Directive: Begin with the first line of the material and copy each line word for word through the line that contains "<sm-app></sm-app>"; the pictures are left out.

[START]

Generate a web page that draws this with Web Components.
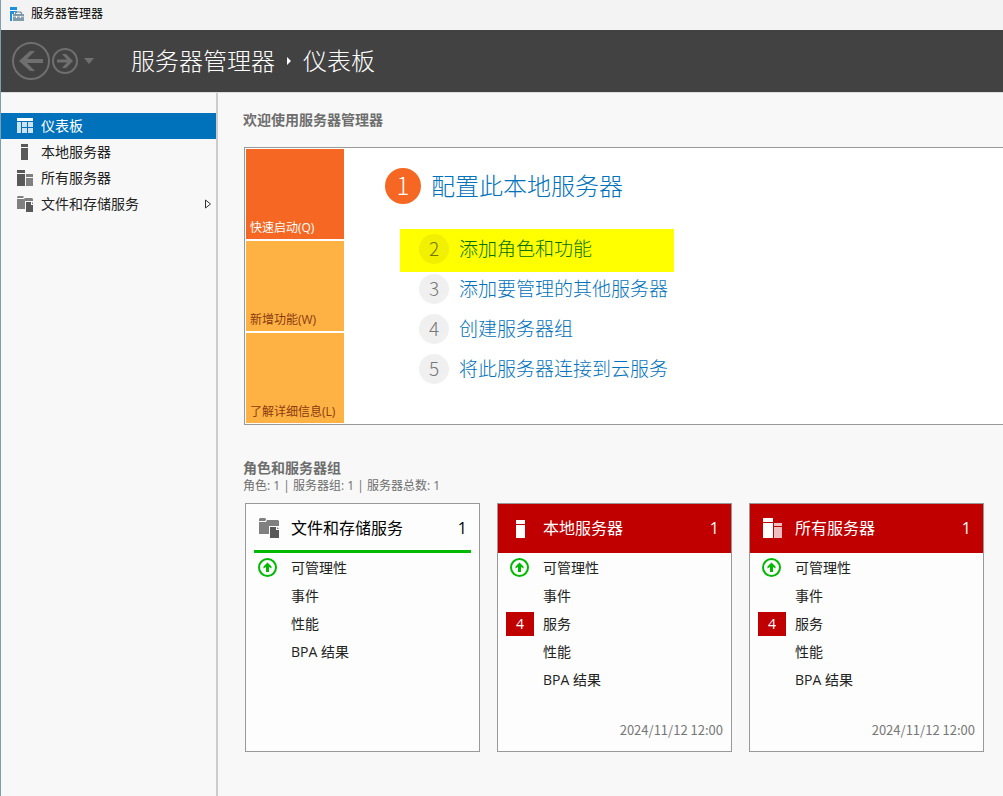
<!DOCTYPE html>
<html lang="zh-CN">
<head>
<meta charset="utf-8">
<title>服务器管理器</title>
<style>
  body {
    margin: 0;
    font-family: "Open Sans", "Noto Sans CJK SC", sans-serif;
    font-size: 14px;
    line-height: 20px;
    color: #222;
    background: #f8f8f8;
  }
</style>
</head>
<body>
<sm-app></sm-app>

<script>
const ICONS = {
  app: [16, `<path fill="#1e90dd" d="M1 1h7v3H1zM1 5h7v1H5v2H3v7H1z"/><path fill="none" stroke="#6b8799" stroke-width="1.200" d="M6.500 8.500V7l1-1h4l1 1v1.500"/><path fill="#7f9bac" d="M4 8h11v7H4z"/><path fill="#fff" d="M4 10.500h11v.6H4z"/><path fill="#fff" d="M7 10h1v2H7zM11 10h1v2h-1z"/>`],
  dashboard: [16, `<path fill="#fff" d="M0 0h16v3H0z"/><path fill="#cce3f1" d="M0 4h4v11H0zM5 4h5v5H5zM11 4h5v5h-5zM5 10h5v5H5zM11 10h5v5h-5z"/>`],
  server: [16, `<path fill="#595959" d="M4 0h7v3H4zM4 4h7v12H4z"/>`],
  servers: [16, `<path fill="#595959" d="M0 0h8v3H0zM0 4h8v12H0z"/><path fill="#808080" d="M9 4h7v3H9zM9 8h7v8H9z"/>`],
  files: [16, `<path fill="#808080" d="M0 1l1-1h5l1 1-1 1H0zM0 3h7l1-1h7l1 1v10H0z"/><path fill="#f8f8f8" d="M8 5h8v8H8z"/><path fill="#595959" d="M9 6h5v3h2v7H9z"/><path fill="#808080" d="M15 6l1 1v1h-1z"/>`],
  filesLarge: [20, `<path fill="#808080" d="M0 1l1-1h5l1 1v1L6 3H0zM0 4h7l1-2h11l1 1v13H0z"/><path fill="#fdfdfd" d="M10 8h10v8H10z"/><path fill="#595959" d="M11 9h6v3h3v8h-9z"/><path fill="#808080" d="M18 9l2 2h-2z"/>`],
  serverLarge: [20, `<path fill="#fff" d="M5 2h9v4H5zM5 7h9v13H5z"/>`],
  serversLarge: [20, `<path fill="#fff" d="M0 0h10v4H0zM0 5h10v15H0z"/><path fill="#efbfbf" d="M11 5h8v3h-8zM11 9h8v11h-8z"/>`],
  online: [20, `<circle cx="9.500" cy="9.500" r="8.500" fill="none" stroke="#00b900" stroke-width="2"/><path fill="#00b900" d="M9.500 4.500l4 4v2l-2.500-1.500v5H8V9l-2.500 1.500v-2z"/>`],
  back: [38, `<circle cx="19" cy="19" r="18" fill="none" stroke="#6f6f6f" stroke-width="2"/><path fill="#6f6f6f" d="M7 19L18 9h5l-8 8h16v4H15l8 8h-5z"/>`],
  forward: [26, `<circle cx="13" cy="13" r="12" fill="none" stroke="#6f6f6f" stroke-width="2"/><path fill="#6f6f6f" d="M21 13l-7 7h-4l5-5.500H5v-3h10L10 6h4z"/>`],
  caret: [12, `<path fill="#6f6f6f" d="M1 3h10L6 9z"/>`],
  crumb: [10, `<path fill="#fff" d="M3 1l4 4-4 4z"/>`],
  expand: [12, `<path fill="#fff" stroke="#333" d="M3.500 2l5 4-5 4z"/>`]
};

function icon(name) {
  const el = document.createElement("sm-icon");
  el.setAttribute("name", name);
  return el;
}

const define = (name, html, fill) => customElements.define(name, class extends HTMLElement {
  connectedCallback() {
    if (this.shadowRoot) return;
    const root = this.attachShadow({ mode: "open" });
    root.innerHTML = html;
    if (fill) fill(root, this);
  }
});

define("sm-icon", `<style>:host{display:block;flex:none}svg{display:block}</style>`, (root, el) => {
  const [size, shape] = ICONS[el.getAttribute("name")];
  root.innerHTML += `<svg width="${size}" height="${size}" viewBox="0 0 ${size} ${size}" aria-hidden="true">${shape}</svg>`;
});

define("sm-titlebar", `
  <style>
    :host{display:flex;align-items:center;gap:6px;height:30px;padding:0 8px 2px;background:#f3f3f3;color:#000;font-size:12px;line-height:28px;box-sizing:border-box}
  </style>
  <sm-icon name="app"></sm-icon><span><slot></slot></span>`);

define("sm-header", `
  <style>
    :host{display:flex;align-items:center;height:62px;padding-left:11px;background:#424242;color:#fff;border-bottom:1px solid #dcdcdc}
    button{border:0;padding:0;background:none}
    .tools{display:flex;align-items:center;gap:2px;width:119px}
    .more{margin-left:3px}
    h1{display:flex;align-items:center;gap:9px;margin:0;font-size:24px;line-height:38px;font-weight:300}
    h1 sm-icon{padding-bottom:1px}
  </style>
  <div class="tools">
    <button aria-label="后退"><sm-icon name="back"></sm-icon></button>
    <button aria-label="前进"><sm-icon name="forward"></sm-icon></button>
    <button class="more" aria-label="历史记录"><sm-icon name="caret"></sm-icon></button>
  </div>
  <h1><slot name="app"></slot><sm-icon name="crumb"></sm-icon><slot name="page"></slot></h1>`);

define("sm-nav-item", `
  <style>
    :host{display:block}
    a{display:flex;align-items:center;gap:8px;height:26px;padding:0 2px 0 16px;color:#222;text-decoration:none}
    :host([current]) a{background:#0072bc;color:#fff}
    span{flex:1}
  </style>
  <a href="#"><span><slot></slot></span></a>`, (root, el) => {
  const link = root.querySelector("a");
  link.prepend(icon(el.getAttribute("icon")));
  if (el.hasAttribute("expandable")) link.append(icon("expand"));
});

define("sm-tile", `
  <style>
    :host{display:flex}
    button{flex:1;display:flex;align-items:flex-end;height:90px;padding:0 4px 1px;border:0;background:#ffb244;color:#8a3a10;font:inherit;font-size:12px;line-height:20px;white-space:nowrap}
    :host([active]) button{background:#f56723;color:#fff}
  </style>
  <button><slot></slot></button>`);

define("sm-step", `
  <style>
    :host{display:flex;align-items:center;gap:10px;height:40px;padding-left:19px;font-size:19px;line-height:30px;font-weight:300}
    .num{flex:none;width:30px;height:30px;border-radius:50%;background:#f0f0f0;color:#777;text-align:center;font-family:"Noto Sans CJK SC",sans-serif;line-height:28px}
    a{color:#0072bc;text-decoration:none}
    :host([primary]){height:36px;padding:0;font-size:24px}
    :host([primary]) .num{width:36px;height:36px;line-height:34px;background:#f56723;color:#fff}
    :host([marked]){width:274px;height:43px;box-sizing:border-box;margin-bottom:-3px;padding-bottom:3px;background:#ff0}
    :host([marked]) .num{background:#f0f000;color:#777700}
    :host([marked]) a{color:#007200}
  </style>
  <span class="num"></span><a href="#"><slot></slot></a>`, (root, el) => {
  root.querySelector(".num").textContent = el.getAttribute("num");
});

define("sm-welcome", `
  <style>
    :host{display:flex;border:1px solid #999;border-right:0;background:#fff;padding:1px;gap:41px}
    .tiles{display:flex;flex-direction:column;gap:2px;width:98px}
    .steps{padding-top:19px}
    .list{padding:25px 0 0 15px}
  </style>
  <div class="tiles">
    <sm-tile active>快速启动(Q)</sm-tile>
    <sm-tile>新增功能(W)</sm-tile>
    <sm-tile>了解详细信息(L)</sm-tile>
  </div>
  <div class="steps">
    <sm-step primary num="1">配置此本地服务器</sm-step>
    <div class="list">
      <sm-step marked num="2">添加角色和功能</sm-step>
      <sm-step num="3">添加要管理的其他服务器</sm-step>
      <sm-step num="4">创建服务器组</sm-step>
      <sm-step num="5">将此服务器连接到云服务</sm-step>
    </div>
  </div>`);

define("sm-row", `
  <style>
    :host{display:grid;grid-template-columns:28px 1fr;column-gap:9px;align-items:center;height:28px}
    .mark{display:grid;place-items:center}
    .badge{width:28px;height:24px;line-height:24px;background:#c00000;color:#fff;text-align:center}
    a{color:#222;text-decoration:none}
  </style>
  <span class="mark"></span><a href="#"><slot></slot></a>`, (root, el) => {
  const mark = root.querySelector(".mark");
  if (el.hasAttribute("online")) mark.append(icon("online"));
  if (el.hasAttribute("count")) {
    mark.classList.add("badge");
    mark.textContent = el.getAttribute("count");
  }
});

define("sm-card", `
  <style>
    :host{display:flex;flex-direction:column;min-height:249px;box-sizing:border-box;border:1px solid #999;background:#fdfdfd}
    header{display:flex;align-items:center;gap:12px;height:49px;box-sizing:border-box;margin:0 8px;padding:2px 4px 0 5px;border-bottom:3px solid #00b900;color:#000;font-size:16px;line-height:24px}
    :host([alert]) header{margin:0;padding:2px 12px 0 13px;border-color:#c00000;background:#c00000;color:#fff}
    h3{flex:1;margin:0;font-size:16px;font-weight:400}
    .rows{flex:1;padding:1px 8px 0}
    footer{padding:0 8px 11px;text-align:right;font-family:"Noto Sans CJK SC",sans-serif;font-size:13px;line-height:20px;color:#777}
  </style>
  <header><h3></h3><span>1</span></header>
  <div class="rows"><slot></slot></div>
  <footer><slot name="time"></slot></footer>`, (root, el) => {
  root.querySelector("header").prepend(icon(el.getAttribute("icon")));
  root.querySelector("h3").textContent = el.getAttribute("label");
});

define("sm-app", `
  <style>
    :host{display:flex;flex-direction:column;min-height:100vh;box-sizing:border-box;border-left:1px solid #7f9db0}
    .body{flex:1;display:flex}
    nav{width:215px;padding-top:20px;border-right:2px solid #ccc}
    main{flex:1;min-width:0;padding:17px 0 20px 25px}
    h2{margin:0;font-size:14px;line-height:20px;font-weight:700;color:#6e6e6e}
    sm-welcome{margin:17px 0 33px 1px}
    p{margin:0;font-size:12px;line-height:16px;color:#6e6e6e}
    .cards{display:grid;grid-template-columns:repeat(3,minmax(0,1fr));gap:17px;margin:9px 19px 0 2px}
    time{font:inherit}
  </style>
  <sm-titlebar>服务器管理器</sm-titlebar>
  <sm-header><span slot="app">服务器管理器</span><span slot="page">仪表板</span></sm-header>
  <div class="body">
    <nav>
      <sm-nav-item current icon="dashboard">仪表板</sm-nav-item>
      <sm-nav-item icon="server">本地服务器</sm-nav-item>
      <sm-nav-item icon="servers">所有服务器</sm-nav-item>
      <sm-nav-item icon="files" expandable>文件和存储服务</sm-nav-item>
    </nav>
    <main>
      <h2>欢迎使用服务器管理器</h2>
      <sm-welcome></sm-welcome>
      <h2>角色和服务器组</h2>
      <p>角色: 1 | 服务器组: 1 | 服务器总数: 1</p>
      <div class="cards">
        <sm-card icon="filesLarge" label="文件和存储服务">
          <sm-row online>可管理性</sm-row>
          <sm-row>事件</sm-row>
          <sm-row>性能</sm-row>
          <sm-row>BPA 结果</sm-row>
        </sm-card>
        <sm-card alert icon="serverLarge" label="本地服务器">
          <sm-row online>可管理性</sm-row>
          <sm-row>事件</sm-row>
          <sm-row count="4">服务</sm-row>
          <sm-row>性能</sm-row>
          <sm-row>BPA 结果</sm-row>
          <time slot="time">2024/11/12 12:00</time>
        </sm-card>
        <sm-card alert icon="serversLarge" label="所有服务器">
          <sm-row online>可管理性</sm-row>
          <sm-row>事件</sm-row>
          <sm-row count="4">服务</sm-row>
          <sm-row>性能</sm-row>
          <sm-row>BPA 结果</sm-row>
          <time slot="time">2024/11/12 12:00</time>
        </sm-card>
      </div>
    </main>
  </div>`);
</script>
</body>
</html>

[END]

Result:
Generate a web page that draws this with Web Components.
<!DOCTYPE html>
<html lang="zh-CN">
<head>
<meta charset="utf-8">
<title>服务器管理器</title>
<style>
  body {
    margin: 0;
    font-family: "Open Sans", "Noto Sans CJK SC", sans-serif;
    font-size: 14px;
    line-height: 20px;
    color: #222;
    background: #f8f8f8;
  }
</style>
</head>
<body>
<sm-app></sm-app>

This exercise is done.